Vega mission orbits Turkish Earth observation satellite
WASHINGTON — Arianespace lofted Turkey’s Göktürk-1 Earth observation satellite into a sun-synchronous orbit Dec. 5 aboard a Vega rocket, marking the eighth success for the European light-lift vehicle.
Göktürk-1 prime contractor Telespazio reported signal acquisition 68 minutes after its 8:51 a.m. EST liftoff from Europe’s Guiana Space Centre in Kourou, French Guiana. The satellite separated from Vega’s upper stage 57 minutes into the launch.
Göktürk-1 is the bigger brother of Turkey’s Göktürk-2, which despite the name ordering, launched in December 2012 aboard a Chinese Long March 2D. Compared to its 400-kilogram, medium-resolution predecessor, Göktürk-1 weighs in at 1,060 kilograms and sports a sharper, sub-meter camera with an onboard digital imaging storage system.
Delays related to export complications between partners in France, Italy and Turkey, along with the prolonged completion of an Ankara, Turkey-based assembly, integration and test facility stretched out the time between contract signing in July 2009 and today’s launch.
With these complications in the past, Göktürk-1 is now ready to begin its seven year mission from 700 kilometers up. The satellite is designed to provide very high-resolution images for civilian and military applications.
Telespazio, through an agreement with the Turkish Undersecretariat for Defence Industries, produced the ground segment and is handling launch, entry into orbit and test services. Once complete, the Turkish Air Force will operate the satellite.
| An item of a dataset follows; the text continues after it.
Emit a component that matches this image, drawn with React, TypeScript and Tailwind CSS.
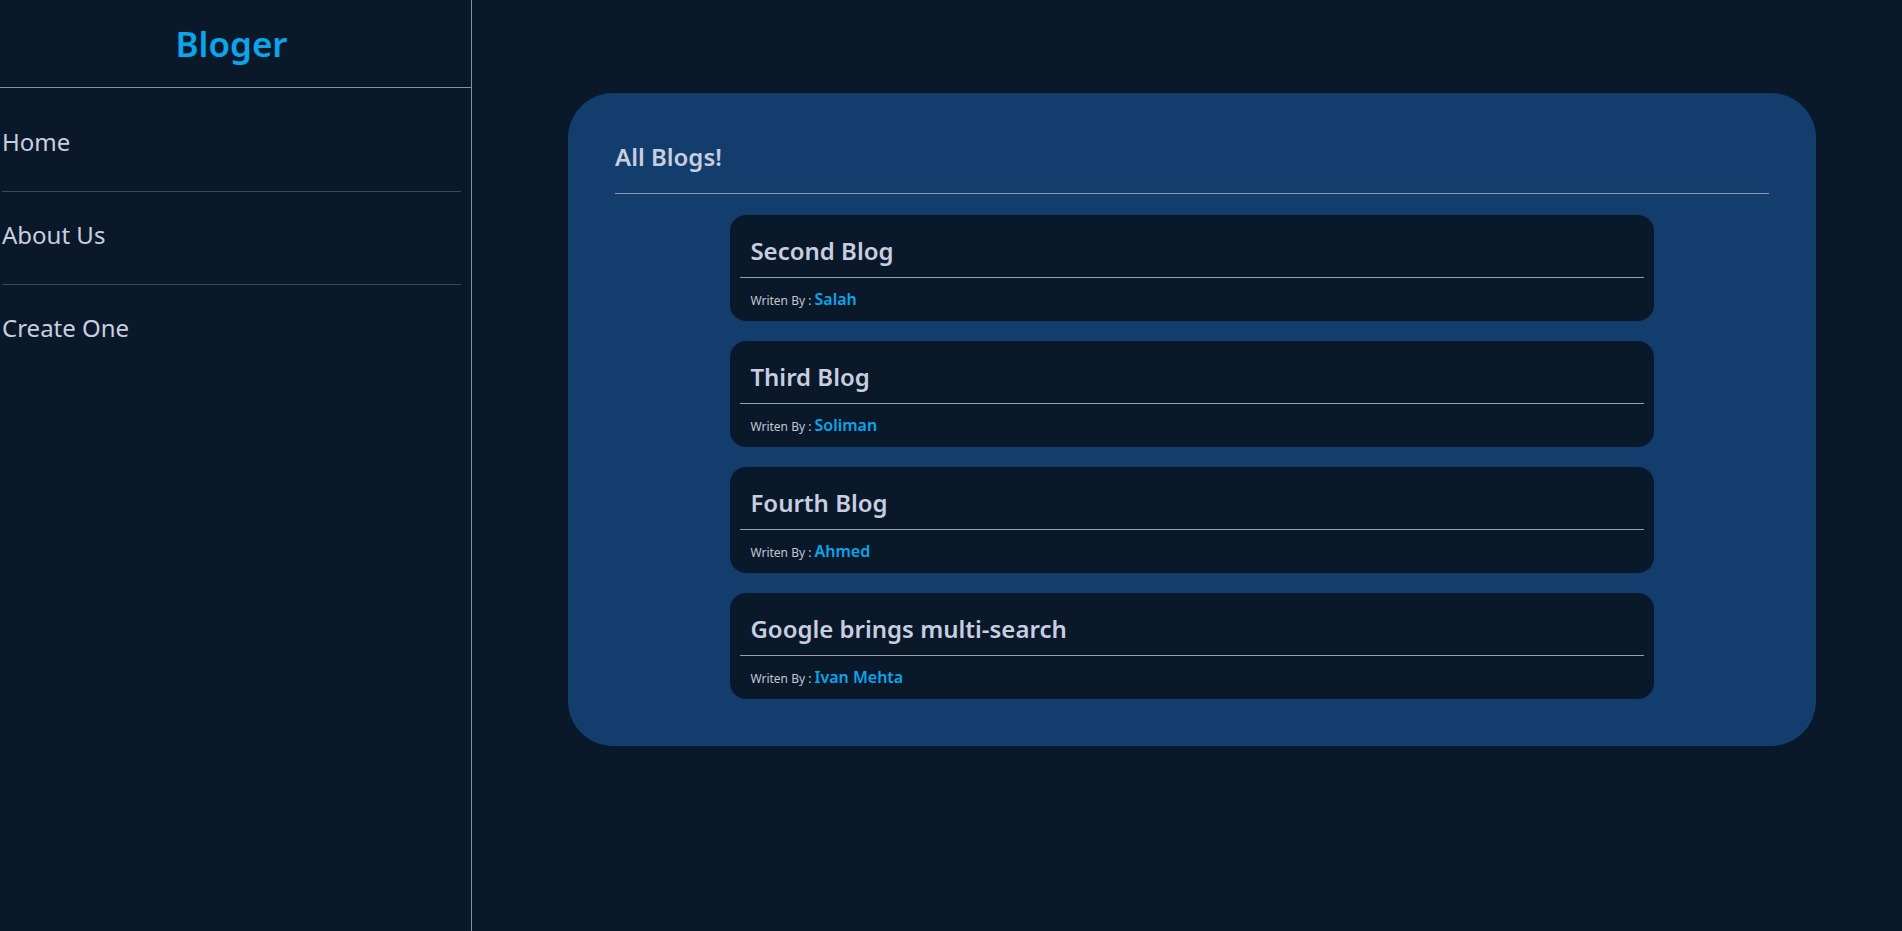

Partner Thales Alenia Space built the Göktürk-1 satellite with several Turkish partners, notably Turkish Aerospace Industries and Tübitak Space Corp., manufacturers of Göktürk-2. The satellite manufacturing team based Göktürk-1 on the Proteus spacecraft platform, which Thales Alenia Space designed collaboratively with the French space agency CNES.
Thales Alenia Space also created the requisite Ankara assembly, integration and test center that, after opening in 2015, can integrate multiple satellites simultaneously.
“Our valued co-operation with Turkey and its aerospace industries, has given life to a modern, efficient Integration Centre in Ankara,” Donato Amoroso, deputy CEO of Thales Alenia Space, said in a Dec. 5 press release.
For Arianespace, the Göktürk-1 launch marks its 10th mission of the year. The European launch provider has one more launch to round out 2016. In a brief speech following the launch, Arianespace Chairman and CEO Stephane Israel said an Ariane 5 dual-launch of Brazil-based Embratel Star One’s Star One D1 and Japan-based Sky Perfect JSAT’s JCSAT-15 satellites should occur before Christmas.
Göktürk-1 used the second of 10 Vega rockets Arianespace purchased from European Launch Vehicle, the public-private joint venture between Avio and the Italian Space Agency, of which Avio owns 70 percent. Both of the Vega launches since the procurement took place this year. Israel said Vega’s next appearance will be in March 2017 for the Copernicus program’s Sentinel-2B satellite.